At the outset it is difficult to understand why this particular form of pleading was followed by plaintiff since, if future medical expense was anticipated, the exact amount thereof could not have been known beforehand. However, as previously noted, plaintiff's complaint alleged that further treatment would be necessary in an amount not then ascertainable and that when it was so ascertained, such amount would be inserted in the complaint. The prayer also left a blank for insertion of such amount. Defendant did not question the propriety of such allegations but merely answered denying the same and praying that plaintiff take nothing. On the issues so joined, the cause proceeded to trial. During the course of the examination of an orthopedic surgeon called by plaintiff, it was disclosed that plaintiff's condition might become worse and that traumatic arthritis might develop.

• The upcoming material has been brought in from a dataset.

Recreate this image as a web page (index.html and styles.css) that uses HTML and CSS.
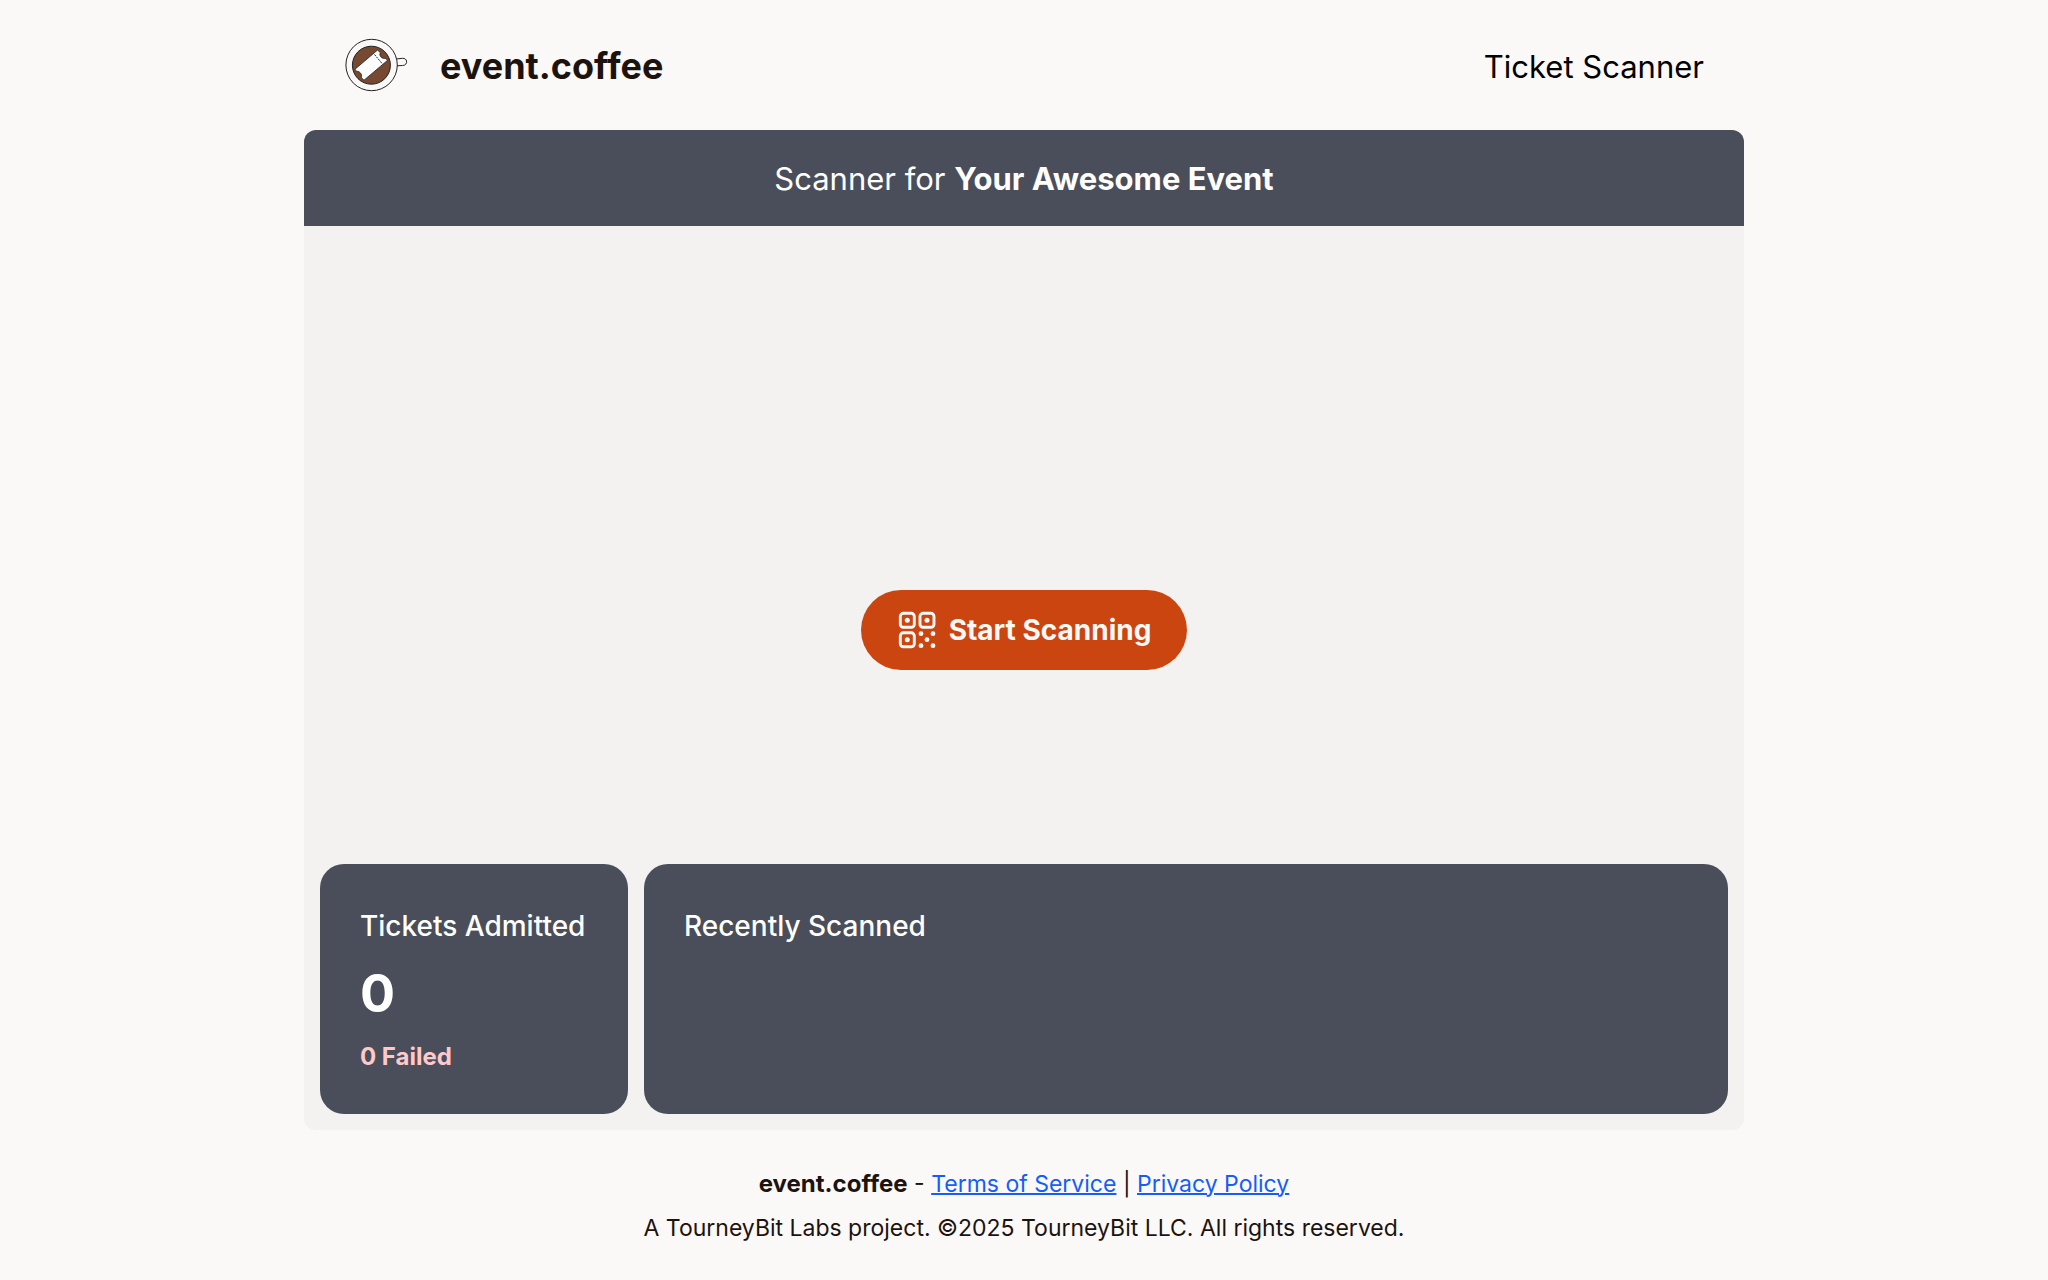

The doctor called by defendant testified that plaintiff might develop an ankylosis of the knee joint. No question was raised by defendant when either of the doctors called so testified.

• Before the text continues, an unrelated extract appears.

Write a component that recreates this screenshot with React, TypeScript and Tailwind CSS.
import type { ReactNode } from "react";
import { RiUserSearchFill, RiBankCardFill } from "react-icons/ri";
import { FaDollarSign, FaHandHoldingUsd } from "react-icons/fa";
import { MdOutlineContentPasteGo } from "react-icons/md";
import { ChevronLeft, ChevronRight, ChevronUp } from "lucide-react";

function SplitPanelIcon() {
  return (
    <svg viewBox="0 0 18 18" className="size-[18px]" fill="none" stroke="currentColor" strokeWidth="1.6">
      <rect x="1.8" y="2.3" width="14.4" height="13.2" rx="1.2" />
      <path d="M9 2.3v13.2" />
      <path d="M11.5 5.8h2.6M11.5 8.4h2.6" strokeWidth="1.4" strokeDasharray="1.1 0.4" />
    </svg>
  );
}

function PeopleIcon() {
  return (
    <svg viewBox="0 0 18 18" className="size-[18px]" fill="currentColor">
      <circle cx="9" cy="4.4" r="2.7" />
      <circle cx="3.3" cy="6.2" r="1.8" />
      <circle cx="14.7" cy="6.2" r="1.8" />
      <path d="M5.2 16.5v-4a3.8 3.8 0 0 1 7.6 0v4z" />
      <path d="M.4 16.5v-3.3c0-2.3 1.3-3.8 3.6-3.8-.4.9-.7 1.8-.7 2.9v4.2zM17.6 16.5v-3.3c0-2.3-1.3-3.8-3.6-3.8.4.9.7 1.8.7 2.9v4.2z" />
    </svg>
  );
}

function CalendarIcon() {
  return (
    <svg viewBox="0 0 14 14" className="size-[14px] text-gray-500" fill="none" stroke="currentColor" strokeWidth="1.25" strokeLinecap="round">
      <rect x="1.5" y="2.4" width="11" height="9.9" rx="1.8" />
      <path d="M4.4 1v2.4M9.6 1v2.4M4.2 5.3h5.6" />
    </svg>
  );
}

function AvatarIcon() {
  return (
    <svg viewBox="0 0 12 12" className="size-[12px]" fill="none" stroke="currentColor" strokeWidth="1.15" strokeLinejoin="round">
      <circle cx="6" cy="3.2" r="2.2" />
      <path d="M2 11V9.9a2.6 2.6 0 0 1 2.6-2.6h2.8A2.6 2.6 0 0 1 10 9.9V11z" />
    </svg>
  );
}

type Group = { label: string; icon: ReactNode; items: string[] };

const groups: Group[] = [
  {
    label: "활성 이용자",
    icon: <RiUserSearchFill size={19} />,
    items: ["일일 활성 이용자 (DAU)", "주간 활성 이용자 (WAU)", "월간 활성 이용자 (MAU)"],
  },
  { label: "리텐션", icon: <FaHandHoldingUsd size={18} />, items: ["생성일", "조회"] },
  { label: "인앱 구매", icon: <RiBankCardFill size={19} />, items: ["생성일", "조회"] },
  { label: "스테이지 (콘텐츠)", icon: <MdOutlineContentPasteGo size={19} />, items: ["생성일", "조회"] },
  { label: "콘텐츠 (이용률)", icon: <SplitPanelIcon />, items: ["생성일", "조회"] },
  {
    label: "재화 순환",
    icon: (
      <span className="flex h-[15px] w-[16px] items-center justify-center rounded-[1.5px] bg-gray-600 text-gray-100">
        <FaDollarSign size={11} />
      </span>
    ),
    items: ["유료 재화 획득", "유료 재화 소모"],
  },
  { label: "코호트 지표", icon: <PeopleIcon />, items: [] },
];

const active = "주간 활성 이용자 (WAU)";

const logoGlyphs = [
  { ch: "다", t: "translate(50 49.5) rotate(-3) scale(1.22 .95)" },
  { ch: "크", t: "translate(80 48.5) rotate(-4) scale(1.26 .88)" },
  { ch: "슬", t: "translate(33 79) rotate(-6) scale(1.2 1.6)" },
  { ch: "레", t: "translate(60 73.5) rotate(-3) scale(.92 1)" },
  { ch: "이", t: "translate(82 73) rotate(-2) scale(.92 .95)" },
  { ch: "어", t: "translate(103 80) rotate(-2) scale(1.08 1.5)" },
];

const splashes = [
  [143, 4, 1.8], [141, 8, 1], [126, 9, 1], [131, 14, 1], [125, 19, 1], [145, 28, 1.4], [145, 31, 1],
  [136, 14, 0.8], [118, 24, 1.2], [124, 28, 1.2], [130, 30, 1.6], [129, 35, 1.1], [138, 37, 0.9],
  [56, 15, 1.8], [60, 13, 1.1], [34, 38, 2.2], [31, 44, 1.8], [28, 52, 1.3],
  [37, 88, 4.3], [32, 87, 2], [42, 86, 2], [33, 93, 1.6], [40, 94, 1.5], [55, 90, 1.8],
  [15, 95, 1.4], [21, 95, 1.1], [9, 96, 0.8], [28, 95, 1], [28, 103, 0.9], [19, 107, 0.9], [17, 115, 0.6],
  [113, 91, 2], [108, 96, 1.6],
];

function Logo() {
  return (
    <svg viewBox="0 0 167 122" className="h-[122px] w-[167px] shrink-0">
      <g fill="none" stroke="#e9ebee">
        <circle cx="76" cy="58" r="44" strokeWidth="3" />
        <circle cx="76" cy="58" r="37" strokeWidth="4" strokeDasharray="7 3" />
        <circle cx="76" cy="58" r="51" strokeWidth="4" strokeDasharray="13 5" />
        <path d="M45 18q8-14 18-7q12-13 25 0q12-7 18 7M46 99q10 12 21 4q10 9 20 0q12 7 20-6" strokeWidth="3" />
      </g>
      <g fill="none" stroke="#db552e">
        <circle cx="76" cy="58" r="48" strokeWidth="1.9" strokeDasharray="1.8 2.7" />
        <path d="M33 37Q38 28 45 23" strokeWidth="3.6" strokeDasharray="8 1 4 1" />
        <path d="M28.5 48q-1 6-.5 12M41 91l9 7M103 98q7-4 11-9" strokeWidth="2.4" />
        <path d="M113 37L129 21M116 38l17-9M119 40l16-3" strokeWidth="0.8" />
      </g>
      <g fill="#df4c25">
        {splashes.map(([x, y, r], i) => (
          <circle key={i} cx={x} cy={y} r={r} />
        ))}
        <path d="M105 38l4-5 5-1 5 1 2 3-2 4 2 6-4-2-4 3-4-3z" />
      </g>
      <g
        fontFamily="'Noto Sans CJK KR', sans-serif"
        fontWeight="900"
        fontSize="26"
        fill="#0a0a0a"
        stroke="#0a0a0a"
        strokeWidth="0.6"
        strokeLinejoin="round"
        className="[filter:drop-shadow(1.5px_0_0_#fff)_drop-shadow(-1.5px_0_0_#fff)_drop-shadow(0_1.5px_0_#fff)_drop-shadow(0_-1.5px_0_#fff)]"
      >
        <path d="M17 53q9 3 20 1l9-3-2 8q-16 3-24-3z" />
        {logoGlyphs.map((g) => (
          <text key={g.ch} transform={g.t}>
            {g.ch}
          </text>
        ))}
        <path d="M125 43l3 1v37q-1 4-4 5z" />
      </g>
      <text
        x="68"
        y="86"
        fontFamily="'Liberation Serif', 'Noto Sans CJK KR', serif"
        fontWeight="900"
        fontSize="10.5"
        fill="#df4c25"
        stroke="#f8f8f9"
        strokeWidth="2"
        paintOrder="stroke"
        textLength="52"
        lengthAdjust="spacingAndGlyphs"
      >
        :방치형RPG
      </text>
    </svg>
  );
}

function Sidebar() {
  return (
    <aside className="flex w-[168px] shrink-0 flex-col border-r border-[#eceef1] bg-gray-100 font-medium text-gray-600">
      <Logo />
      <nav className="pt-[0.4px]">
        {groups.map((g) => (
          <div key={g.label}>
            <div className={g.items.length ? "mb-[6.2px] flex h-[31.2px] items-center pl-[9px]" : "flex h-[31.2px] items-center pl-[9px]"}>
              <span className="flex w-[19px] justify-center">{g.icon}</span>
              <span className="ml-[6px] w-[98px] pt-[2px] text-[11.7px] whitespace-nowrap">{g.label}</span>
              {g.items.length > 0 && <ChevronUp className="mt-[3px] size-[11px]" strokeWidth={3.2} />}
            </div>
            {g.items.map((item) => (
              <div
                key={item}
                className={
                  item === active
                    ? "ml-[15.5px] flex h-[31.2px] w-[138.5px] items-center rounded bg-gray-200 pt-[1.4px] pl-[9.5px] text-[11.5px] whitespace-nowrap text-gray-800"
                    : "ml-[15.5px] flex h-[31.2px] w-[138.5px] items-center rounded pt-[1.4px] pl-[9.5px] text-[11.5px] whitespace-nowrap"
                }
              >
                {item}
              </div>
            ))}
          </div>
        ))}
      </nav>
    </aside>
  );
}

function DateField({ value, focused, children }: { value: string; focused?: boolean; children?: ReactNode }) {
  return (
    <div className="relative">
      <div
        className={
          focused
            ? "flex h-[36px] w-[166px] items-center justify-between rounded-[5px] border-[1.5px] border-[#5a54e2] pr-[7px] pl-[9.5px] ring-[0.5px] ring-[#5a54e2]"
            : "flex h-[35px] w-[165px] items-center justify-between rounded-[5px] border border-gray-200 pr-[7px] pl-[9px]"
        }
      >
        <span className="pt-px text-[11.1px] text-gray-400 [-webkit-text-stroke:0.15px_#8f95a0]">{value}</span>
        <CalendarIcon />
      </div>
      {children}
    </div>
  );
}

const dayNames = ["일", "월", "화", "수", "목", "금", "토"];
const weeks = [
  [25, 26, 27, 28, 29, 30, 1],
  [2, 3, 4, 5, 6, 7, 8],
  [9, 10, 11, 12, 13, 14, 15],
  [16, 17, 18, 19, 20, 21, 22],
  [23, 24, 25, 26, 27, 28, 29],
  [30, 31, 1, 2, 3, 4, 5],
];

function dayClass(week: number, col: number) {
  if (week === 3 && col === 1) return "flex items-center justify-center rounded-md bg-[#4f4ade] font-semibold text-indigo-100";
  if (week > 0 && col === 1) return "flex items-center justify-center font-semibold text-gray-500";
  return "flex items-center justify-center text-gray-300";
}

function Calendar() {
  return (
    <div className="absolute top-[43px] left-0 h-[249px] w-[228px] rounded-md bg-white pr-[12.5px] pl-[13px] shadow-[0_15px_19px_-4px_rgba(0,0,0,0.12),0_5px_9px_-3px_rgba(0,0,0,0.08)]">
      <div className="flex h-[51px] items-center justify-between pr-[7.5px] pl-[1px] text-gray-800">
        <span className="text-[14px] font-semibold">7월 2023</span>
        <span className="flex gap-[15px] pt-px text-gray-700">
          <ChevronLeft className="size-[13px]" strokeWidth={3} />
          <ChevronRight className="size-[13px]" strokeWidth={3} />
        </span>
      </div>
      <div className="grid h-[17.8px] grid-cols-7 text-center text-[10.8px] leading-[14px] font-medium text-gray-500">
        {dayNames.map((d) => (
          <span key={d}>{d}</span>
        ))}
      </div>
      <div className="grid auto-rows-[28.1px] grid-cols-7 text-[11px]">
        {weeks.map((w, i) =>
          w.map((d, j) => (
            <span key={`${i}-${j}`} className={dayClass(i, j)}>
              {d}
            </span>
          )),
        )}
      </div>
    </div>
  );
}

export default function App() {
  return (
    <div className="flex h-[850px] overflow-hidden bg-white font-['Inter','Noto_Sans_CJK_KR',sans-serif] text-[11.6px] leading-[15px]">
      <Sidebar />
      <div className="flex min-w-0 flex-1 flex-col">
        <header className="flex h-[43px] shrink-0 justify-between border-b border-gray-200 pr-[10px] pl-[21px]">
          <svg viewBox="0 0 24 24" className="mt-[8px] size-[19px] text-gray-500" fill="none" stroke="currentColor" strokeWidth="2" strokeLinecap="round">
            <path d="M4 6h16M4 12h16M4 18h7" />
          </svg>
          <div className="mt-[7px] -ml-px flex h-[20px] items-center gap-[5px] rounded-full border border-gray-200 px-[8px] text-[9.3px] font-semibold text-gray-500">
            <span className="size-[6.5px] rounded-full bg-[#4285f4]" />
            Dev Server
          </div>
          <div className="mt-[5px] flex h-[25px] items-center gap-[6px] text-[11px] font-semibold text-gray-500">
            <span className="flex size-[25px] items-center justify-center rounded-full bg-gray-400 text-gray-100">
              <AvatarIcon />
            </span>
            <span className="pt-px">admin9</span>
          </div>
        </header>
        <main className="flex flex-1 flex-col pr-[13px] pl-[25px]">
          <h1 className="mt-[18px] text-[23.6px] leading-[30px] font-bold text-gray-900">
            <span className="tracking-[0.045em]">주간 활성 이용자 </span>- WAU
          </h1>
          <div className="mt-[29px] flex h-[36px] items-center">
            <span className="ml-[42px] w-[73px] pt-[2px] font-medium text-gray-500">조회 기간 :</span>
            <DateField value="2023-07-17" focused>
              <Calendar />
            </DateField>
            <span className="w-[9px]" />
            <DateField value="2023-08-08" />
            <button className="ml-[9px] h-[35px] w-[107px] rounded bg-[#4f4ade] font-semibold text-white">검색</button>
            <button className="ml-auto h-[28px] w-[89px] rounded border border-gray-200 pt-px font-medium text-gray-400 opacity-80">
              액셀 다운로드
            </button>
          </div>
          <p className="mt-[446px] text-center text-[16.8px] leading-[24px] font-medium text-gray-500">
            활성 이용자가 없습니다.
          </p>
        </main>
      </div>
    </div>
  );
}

[4] Thus, since it appears that from the outset defendant was advised that plaintiff would claim future damages as a proximate result of his injury and since evidence was introduced in support thereof, it cannot now for the first time on appeal complain that such evidence lacks the necessary degree of certainty. (McDonald v. Standard Gas Engine Co., 8 Cal. App.2d 464 [47 P.2d 777].) "... [N]one of the evidence quoted was objected to. No ruling was asked of or made by the trial court. Defendants introduced no evidence rebutting the above excerpts. Under these circumstances we think the provisions of section 3283 of the Civil Code were complied with." (McDonald v. Standard Gas Engine Co., supra, page 477.) This rule has also been followed *647 in the federal courts. (See Reading Co. v. Geary, 47 F.2d 142 [79 A.L.R. 226].)

The judgment and orders are affirmed.

Van Dyke, P.J., and Schottky, J., concurred.